Une grippe moins redoutable que prévu apparemment
Puis la grippe porcine a changé de nom : on l’a nommée « mexicaine », on l’a ensuite affublé d’une formule scientifique H1N1, et finit par l’appeler plus banalement « grippe A ». On a même appris que des porcs avaient été contaminés au Canada… par leur éleveur revenu du Mexique. Dieu merci ! Il n’a pas été question cette fois d’abattre des hommes.

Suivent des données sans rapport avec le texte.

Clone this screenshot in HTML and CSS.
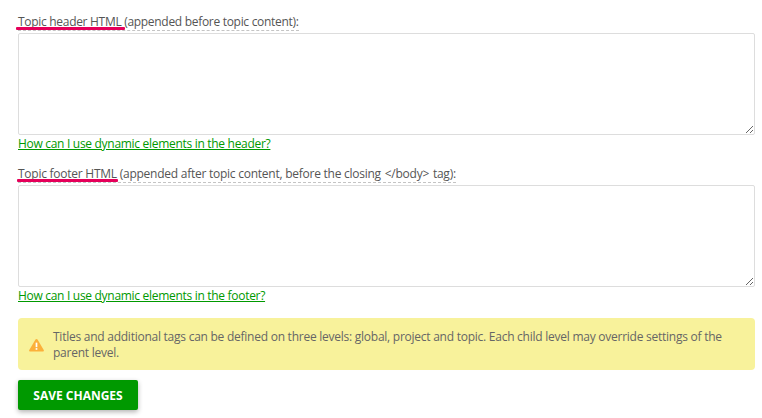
FILE: index.html
```html
<!DOCTYPE html>
<html lang="en">
<head>
<meta charset="utf-8">
<title>Topic settings</title>
<link rel="stylesheet" href="styles.css">
</head>
<body>
<form class="form">
  <div class="field">
    <label class="label"><span class="mark mark-header">Topic header HTML</span> (appended before topic content):</label>
    <textarea class="input"></textarea>
    <a class="help" href="#">How can I use dynamic elements in the header?</a>
  </div>
  <div class="field">
    <label class="label label-long"><span class="mark mark-footer">Topic footer HTML</span> (appended after topic content, before the closing <span class="tag">&lt;/body&gt;</span> tag):</label>
    <textarea class="input"></textarea>
    <a class="help" href="#">How can I use dynamic elements in the footer?</a>
  </div>
  <div class="notice">
    <svg class="notice-icon" width="15" height="14" viewBox="0 0 16 14"><path d="M8 .5c.5 0 .9.3 1.100.7l6.600 11c.5.8-.1 1.800-1 1.800H1.300c-.9 0-1.500-1-1-1.800l6.600-11C7.100.8 7.500.5 8 .5z" fill="#fbb03b"/><rect x="7.100" y="4.500" width="1.800" height="4.800" fill="#fff"/><rect x="7.100" y="10.300" width="1.800" height="1.800" fill="#fff"/></svg>
    <p class="notice-text">Titles and additional tags can be defined on three levels: global, project and topic. Each child level may override settings of the parent level.</p>
  </div>
  <button class="save" type="button">SAVE CHANGES</button>
</form>
</body>
</html>
```
FILE: styles.css
```css
* { box-sizing: border-box; }
html, body { margin: 0; background: #fff; }
body { font-family: "Open Sans", "Noto Sans", sans-serif; font-size: 12px; letter-spacing: -0.3px; color: #555; height: 418px; overflow: hidden; }
.form { display: flex; flex-direction: column; padding: 14px 7px 0 18px; }
.field { display: flex; flex-direction: column; align-items: flex-start; margin-bottom: 14px; }
.label { display: block; line-height: 16px; height: 17px; border-bottom: 1px dashed #c4c4c4; margin-bottom: 2px; position: relative; }
.label-long { letter-spacing: -0.25px; }
.tag { margin: 0 1px; }
.mark { position: relative; }
.mark::after { content: ""; position: absolute; top: 14px; height: 2.5px; background: #e5005a; border-radius: 1px; }
.mark-header::after { left: -2px; right: -4px; }
.mark-footer::after { left: -1px; right: -1px; }
.input { display: block; width: 100%; height: 102px; border: 1px solid #ddd; border-radius: 2px; background: #fff; margin: 0; padding: 4px; }
.help { color: #090; line-height: 17px; margin-top: 0; text-decoration: underline; }
.notice { display: flex; align-items: center; gap: 9px; background: #f8f29b; border-radius: 4px; height: 52px; padding: 1px 30px 0 11px; }
.notice-icon { flex: none; }
.notice-text { margin: 0; line-height: 16px; color: #666; letter-spacing: -0.25px; }
.save { align-self: flex-start; width: 120px; height: 30px; margin-top: 10px; padding: 1px 0 0; border: 0; border-radius: 2px; background: #090; color: #fff; font: 700 12px "Open Sans", sans-serif; letter-spacing: 0; box-shadow: 0 2px 5px rgba(0,0,0,.3); }
```
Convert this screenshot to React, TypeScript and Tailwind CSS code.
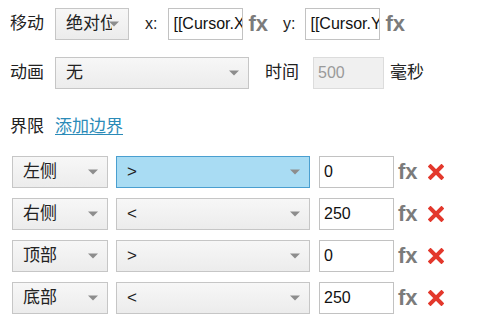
import React from 'react';

const font = { fontFamily: '"Liberation Sans", "Noto Sans CJK SC", sans-serif' };

function Arrow() {
  return (
    <span className="absolute right-[9px] top-1/2 -translate-y-1/2 w-0 h-0 border-l-[5px] border-r-[5px] border-t-[5px] border-l-transparent border-r-transparent border-t-[#8d8d8d]" />
  );
}

function Select({ value, width, active = false }: { value: string; width: string; active?: boolean }) {
  return (
    <div
      className={`relative h-[32px] ${width} shrink-0 border overflow-hidden ${
        active ? 'border-[#4a9fd0] bg-[#a9dcf3]' : 'border-[#c6c6c6] bg-gradient-to-b from-[#f7f7f7] to-[#ececec]'
      }`}
    >
      <div className="absolute left-0 top-0 bottom-0 right-[16px] overflow-hidden whitespace-nowrap pl-[10px] leading-[30px] text-[17px] text-[#222]">
        {value}
      </div>
      <Arrow />
    </div>
  );
}

function Input({ value, width, disabled = false }: { value: string; width: string; disabled?: boolean }) {
  return (
    <div
      className={`h-[32px] ${width} shrink-0 border overflow-hidden whitespace-nowrap pl-[4px] leading-[30px] text-[16px] ${
        disabled ? 'border-[#dcdcdc] bg-[#f0f0f0] text-[#9a9a9a]' : 'border-[#c2c2c2] bg-white text-[#111]'
      }`}
    >
      {value}
    </div>
  );
}

function Fx({ className = '' }: { className?: string }) {
  return <span className={`font-bold text-[22px] text-[#7b7b7b] leading-none ${className}`}>fx</span>;
}

function RemoveIcon() {
  return (
    <svg width="16" height="16" viewBox="0 0 16 16" className="ml-[10px]">
      <path d="M2.5 2.5 L13.5 13.5 M13.5 2.5 L2.5 13.5" stroke="#e3382c" strokeWidth="4" strokeLinecap="square" />
    </svg>
  );
}

const bounds = [
  { side: '左侧', op: '>', value: '0', active: true },
  { side: '右侧', op: '<', value: '250' },
  { side: '顶部', op: '>', value: '0' },
  { side: '底部', op: '<', value: '250' },
];

export default function App() {
  return (
    <div className="w-[498px] h-[323px] bg-white pl-[10px] pt-[8px] text-[#222]" style={font}>
      <div className="flex items-center h-[32px]">
        <span className="w-[45px] text-[17px]">移动</span>
        <Select value="绝对位置" width="w-[74px]" />
        <span className="ml-[16px] text-[16px]">x:</span>
        <div className="ml-[11px]">
          <Input value="[[Cursor.X]]" width="w-[75px]" />
        </div>
        <Fx className="ml-[5px]" />
        <span className="ml-[15px] text-[16px]">y:</span>
        <div className="ml-[10px]">
          <Input value="[[Cursor.Y]]" width="w-[75px]" />
        </div>
        <Fx className="ml-[5px]" />
      </div>

      <div className="flex items-center h-[32px] mt-[17px]">
        <span className="w-[45px] text-[17px]">动画</span>
        <Select value="无" width="w-[194px]" />
        <span className="ml-[16px] w-[48px] text-[17px]">时间</span>
        <Input value="500" width="w-[71px]" disabled />
        <span className="ml-[6px] text-[17px]">毫秒</span>
      </div>

      <div className="flex items-center h-[24px] mt-[26px] text-[17px]">
        <span className="w-[45px]">界限</span>
        <a href="#" className="text-[#2b8bb8] underline underline-offset-2">添加边界</a>
      </div>

      <div className="flex flex-col gap-[10px] mt-[17px] pl-[2px]">
        {bounds.map((b) => (
          <div key={b.side} className="flex items-center">
            <Select value={b.side} width="w-[96px]" />
            <div className="ml-[8px]">
              <Select value={b.op} width="w-[194px]" active={b.active} />
            </div>
            <div className="ml-[9px]">
              <Input value={b.value} width="w-[75px]" />
            </div>
            <Fx className="ml-[4px]" />
            <RemoveIcon />
          </div>
        ))}
      </div>
    </div>
  );
}
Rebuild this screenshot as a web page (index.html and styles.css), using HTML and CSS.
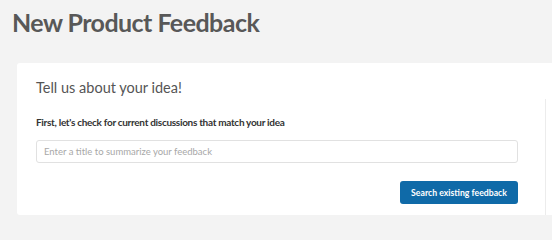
FILE: index.html
```html
<!DOCTYPE html>
<html lang="en">
<head>
<meta charset="utf-8">
<title>New Product Feedback</title>
<link rel="stylesheet" href="styles.css">
</head>
<body>
  <h1 class="page-title">New Product Feedback</h1>
  <div class="card">
    <div class="main">
      <h2 class="card-title">Tell us about your idea!</h2>
      <p class="label">First, let's check for current discussions that match your idea</p>
      <input class="title-input" type="text" placeholder="Enter a title to summarize your feedback">
      <div class="actions">
        <button class="btn-primary" type="button">Search existing feedback</button>
      </div>
    </div>
    <div class="side"></div>
  </div>
</body>
</html>
```
FILE: styles.css
```css
html, body {
  margin: 0;
  padding: 0;
}
body {
  background: #f3f3f3;
  font-family: "Lato", "Open Sans", sans-serif;
  color: #555;
  overflow: hidden;
  height: 226px;
}
.page-title {
  margin: 7px 0 25px 12px;
  font-size: 25px;
  line-height: 31px;
  font-weight: 700;
  color: #585858;
  letter-spacing: -0.55px;
}
.card {
  display: flex;
  margin-left: 17px;
  width: 560px;
  background: #fff;
  border-radius: 3px 0 0 3px;
}
.main {
  width: 482px;
  padding: 16px 27px 11px 19px;
  flex: none;
}
.side {
  flex: 1;
  margin-top: 36px;
  border-left: 1px solid #ececec;
}
.card-title {
  margin: 0;
  font-size: 14.5px;
  line-height: 18px;
  font-weight: 400;
  color: #555;
}
.label {
  margin: 19px 0 0;
  font-size: 10px;
  line-height: 13px;
  font-weight: 700;
  color: #333;
  letter-spacing: -0.3px;
}
.title-input {
  display: block;
  box-sizing: border-box;
  width: 100%;
  height: 23px;
  margin-top: 11px;
  padding: 0 7px;
  border: 1px solid #e1e1e1;
  border-radius: 3px;
  font-family: inherit;
  font-size: 9.5px;
  color: #333;
  outline: none;
}
.title-input::placeholder {
  color: #a8a8a8;
}
.actions {
  display: flex;
  justify-content: flex-end;
  margin-top: 18px;
}
.btn-primary {
  box-sizing: border-box;
  width: 118px;
  height: 23px;
  padding: 0;
  border: none;
  border-radius: 3px;
  background: #0f6aa8;
  color: #fff;
  font-family: inherit;
  font-size: 8.7px;
  font-weight: 700;
  cursor: pointer;
}
```
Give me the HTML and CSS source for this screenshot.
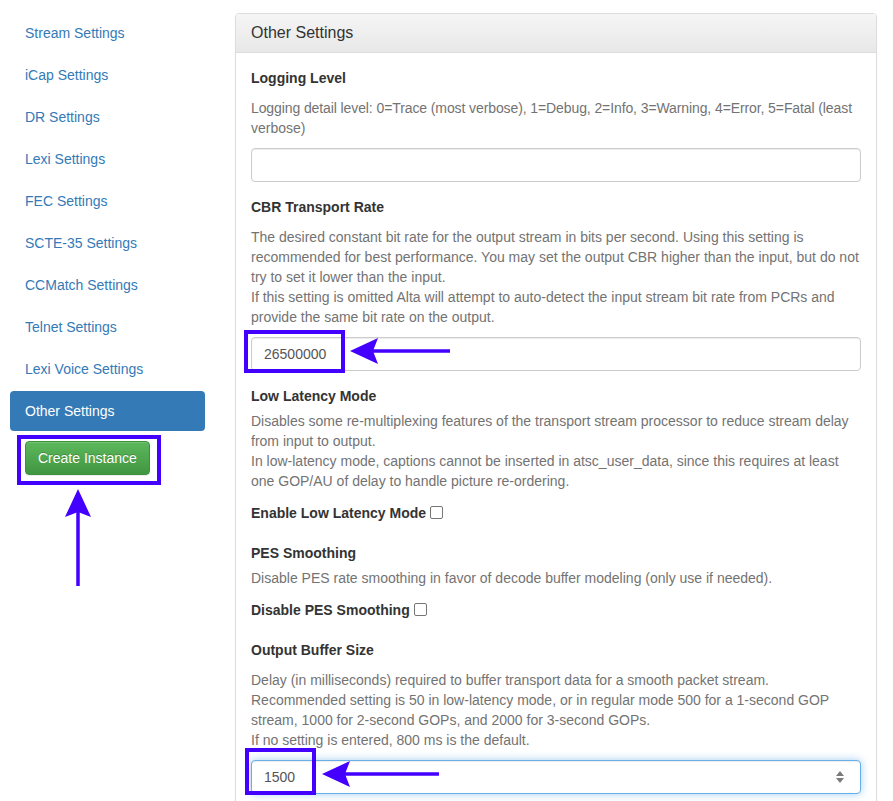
FILE: index.html
```html
<!DOCTYPE html>
<html>
<head>
<meta charset="utf-8">
<link rel="stylesheet" href="styles.css">
</head>
<body>
<div class="page">
  <div class="sidebar">
    <ul class="nav">
      <li><a>Stream Settings</a></li>
      <li><a>iCap Settings</a></li>
      <li><a>DR Settings</a></li>
      <li><a>Lexi Settings</a></li>
      <li><a>FEC Settings</a></li>
      <li><a>SCTE-35 Settings</a></li>
      <li><a>CCMatch Settings</a></li>
      <li><a>Telnet Settings</a></li>
      <li><a>Lexi Voice Settings</a></li>
      <li class="active"><a>Other Settings</a></li>
    </ul>
    <div class="create-wrap">
      <button class="btn-success">Create Instance</button>
    </div>
  </div>
  <div class="panel">
    <div class="panel-heading">Other Settings</div>
    <div class="panel-body">
      <div class="group-a">
        <div class="label">Logging Level</div>
        <div class="help help-a"><span class="tight">Logging detail level: 0=Trace (most verbose), 1=Debug, 2=Info, 3=Warning, 4=Error, 5=Fatal (least</span><br>verbose)</div>
        <input class="control" type="text" value="">
      </div>
      <div class="group-a">
        <div class="label">CBR Transport Rate</div>
        <div class="help help-a">The desired constant bit rate for the output stream in bits per second. Using this setting is recommended for best performance. You may set the output CBR higher than the input, but do not try to set it lower than the input.<br>If this setting is omitted Alta will attempt to auto-detect the input stream bit rate from PCRs and provide the same bit rate on the output.</div>
        <input class="control" type="text" value="26500000">
      </div>
      <div class="group-b">
        <div class="label">Low Latency Mode</div>
        <div class="help">Disables some re-multiplexing features of the transport stream processor to reduce stream delay from input to output.<br>In low-latency mode, captions cannot be inserted in atsc_user_data, since this requires at least one GOP/AU of delay to handle picture re-ordering.</div>
        <div class="check-row"><span class="label">Enable Low Latency Mode</span> <span class="checkbox"></span></div>
      </div>
      <div class="group-b">
        <div class="label">PES Smoothing</div>
        <div class="help">Disable PES rate smoothing in favor of decode buffer modeling (only use if needed).</div>
        <div class="check-row"><span class="label">Disable PES Smoothing</span> <span class="checkbox"></span></div>
      </div>
      <div class="group-a">
        <div class="label">Output Buffer Size</div>
        <div class="help help-a">Delay (in milliseconds) required to buffer transport data for a smooth packet stream.<br>Recommended setting is 50 in low-latency mode, or in regular mode 500 for a 1-second GOP stream, 1000 for 2-second GOPs, and 2000 for 3-second GOPs.<br>If no setting is entered, 800 ms is the default.</div>
        <div class="number-wrap">
          <input class="control focused" type="text" value="1500">
          <svg class="spin" width="10" height="16" viewBox="0 0 10 16"><path d="M5 2 L9 7 L1 7 Z M1 9 L9 9 L5 14 Z" fill="#7a7a7a"/></svg>
        </div>
      </div>
    </div>
  </div>
</div>
<svg class="annotations" width="893" height="801" viewBox="0 0 893 801">
  <g fill="none" stroke="#4400ff" stroke-width="4">
    <rect x="246" y="332" width="97" height="39"/>
    <rect x="247" y="750" width="67" height="43"/>
    <rect x="19" y="437" width="140" height="46"/>
  </g>
  <g stroke="#4400ff" stroke-width="3.5">
    <line x1="370" y1="351" x2="450" y2="351"/>
    <line x1="342" y1="774" x2="439" y2="774"/>
    <line x1="78" y1="508" x2="78" y2="586"/>
  </g>
  <g fill="#4400ff">
    <polygon points="350,351 378,338 373,351 378,364"/>
    <polygon points="322,774 350,761 345,774 350,787"/>
    <polygon points="78,489 91,517 78,512 65,517"/>
  </g>
</svg>
</body>
</html>
```

FILE: styles.css
```css
* { box-sizing: border-box; }
html, body { margin: 0; padding: 0; background: #fff; }
body {
  font-family: "Liberation Sans", Arial, sans-serif;
  font-size: 14px;
  line-height: 20px;
  color: #333;
  position: relative;
  overflow: hidden;
  height: 801px;
}
.page {
  display: flex;
  align-items: flex-start;
  padding: 13px 16px 0 10px;
  gap: 30px;
}
.sidebar { width: 195px; flex: none; }
.nav { list-style: none; margin: 0; padding: 0; }
.nav li { margin-top: 2px; }
.nav li:first-child { margin-top: 0; }
.nav a {
  display: block;
  padding: 10px 15px;
  color: #337ab7;
  border-radius: 4px;
}
.nav li.active a { background: #337ab7; color: #fff; }
.create-wrap { padding: 10px 15px 0; }
.btn-success {
  font-family: "Liberation Sans", Arial, sans-serif;
  font-size: 14px;
  line-height: 20px;
  height: 34px;
  padding: 6px 12px;
  color: #fff;
  border: 1px solid #3e8f3e;
  border-radius: 4px;
  background: linear-gradient(to bottom, #5cb85c 0, #419641 100%);
  text-shadow: 0 -1px 0 rgba(0,0,0,.2);
  box-shadow: inset 0 1px 0 rgba(255,255,255,.15), 0 1px 1px rgba(0,0,0,.075);
}
.panel {
  flex: 1;
  border: 1px solid #ddd;
  border-radius: 4px;
  box-shadow: 0 1px 2px rgba(0,0,0,.05);
  background: #fff;
}
.panel-heading {
  padding: 10px 15px;
  font-size: 16px;
  line-height: 17px;
  height: 39px;
  color: #333;
  background: linear-gradient(to bottom, #f5f5f5 0, #e8e8e8 100%);
  border-bottom: 1px solid #ddd;
  border-radius: 3px 3px 0 0;
}
.panel-body { padding: 15px 15px 40px; }
.group-a, .group-b { display: flex; flex-direction: column; }
.label { font-weight: bold; margin-bottom: 5px; }
.help { color: #737373; }
.tight { white-space: nowrap; letter-spacing: -0.1px; }
.group-a { margin-bottom: 15px; }
.help-a { margin: 5px 0 10px; }
.group-b { margin-bottom: 20px; }
.check-row { margin-top: 12px; display: flex; align-items: center; height: 20px; }
.check-row .label { margin: 0 4px 0 0; }
.checkbox {
  display: inline-block;
  width: 13px;
  height: 13px;
  border: 1px solid #767676;
  border-radius: 2px;
  background: #fff;
  margin-top: -2px;
}
.control {
  display: block;
  width: 100%;
  height: 34px;
  padding: 6px 12px;
  font-family: "Liberation Sans", Arial, sans-serif;
  font-size: 14px;
  line-height: 20px;
  color: #555;
  background: #fff;
  border: 1px solid #ccc;
  border-radius: 4px;
  box-shadow: inset 0 1px 1px rgba(0,0,0,.075);
  outline: none;
}
.control.focused {
  border-color: #66afe9;
  box-shadow: inset 0 1px 1px rgba(0,0,0,.075), 0 0 8px rgba(102,175,233,.6);
}
.number-wrap { position: relative; }
.spin { position: absolute; right: 16px; top: 9px; }
.annotations { position: absolute; left: 0; top: 0; pointer-events: none; }
```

On en est enfin progressivement venu à devoir reconnaître que la catastrophe annoncée ne s’était pas encore produite : la grippe n’était pas si virulente qu’on l’avait cru, elle reculait même au Mexique. Mais l’OMS, selon le Figaro.fr du 4 mai, n’en restait pas moins alarmiste par la voix de sa directrice générale dans un entretien publié le même jour dans le Financial Times : « Si le taux de mortalité du virus semble se stabiliser, » elle n’excluait pas « une seconde vague qui pourrait frapper en apportant sa "vengeance" » (sic !?). « Si cela se produisait, annonçait-elle, cela serait la pire des épidémies que le monde aurait à affronter au 21ème siècle ».
Toujours selon le même Figaro.fr, le gouvernement français montrait à l’envi sa réactivité : il avait fait connaître, à toutes fins utiles, que « les stocks de masques et d’antiviraux (Tamiflu et Relenza) précédemment centralisés (étaient) progressivement distribués aux hôpitaux (…) et qu’une campagne (allait) être lancée mardi dans la presse écrite, à la radio et la télévision pour sensibiliser le grand public aux gestes d’hygiène de prévention. »
Cette soudaine maladie méritait-elle d’être à ce point médiatisée ? Le martèlement du nombre des malades et des victimes, somme toute modeste en regard d’autres pandémies dont on parle moins, était-il indispensable ? Fallait-il prendre le risque de stimuler un réflexe inné de peur déraisonnable ? On voit que les prodigieux moyens de communication dont on dispose, ne servent guère à accéder à une représentation fidèle de la réalité. Car comment le vérifier ? Il se peut que cette épidémie soit effectivement dangereuse, comme la grippe dite "espagnole" de 1918, comme il se peut qu’on ait assisté à un scénario de diversion générale, ou à sa répétition, pour détourner l’attention, par exemple, du gangstérisme financier international qui a plongé le monde dans la récession économique. On en vient à soupçonner un usage de cette règle cardinale de gouvernement énoncée par Clémenceau : « Voyez-vous, mon petit, confiait-il à Paul Boncour, la peur, c’est le grand moteur des actions humaines » (2). Et n’est-ce pas une peur encore plus grande que celle de l’épidémie que d’être dans l’incapacité de décider si oui ou non l’on assiste à une mobilisation légitime contre un fléau ou au contraire à une opération d’influence visant d’autres objectifs ?
Mais, il est au moins un sujet où le doute n’est pas de mise : c’est le diagnostic que ne manqueront pas de porter en experts les médias officiels comme ils le font quand leur est refusé le crédit naturel qui leur est dû, selon eux, : « Paranoïa ! » fulmineront-ils.
(1) Paul Villach « Une leçon ancienne du Vendée Globe : le danger du « direct »... », AGORAVOX, 2 février 2009.
(2) Cité par J.-J Chevallier dans « Histoire des institutions et des régimes politiques de la France moderne », Éditions Dalloz, 1967.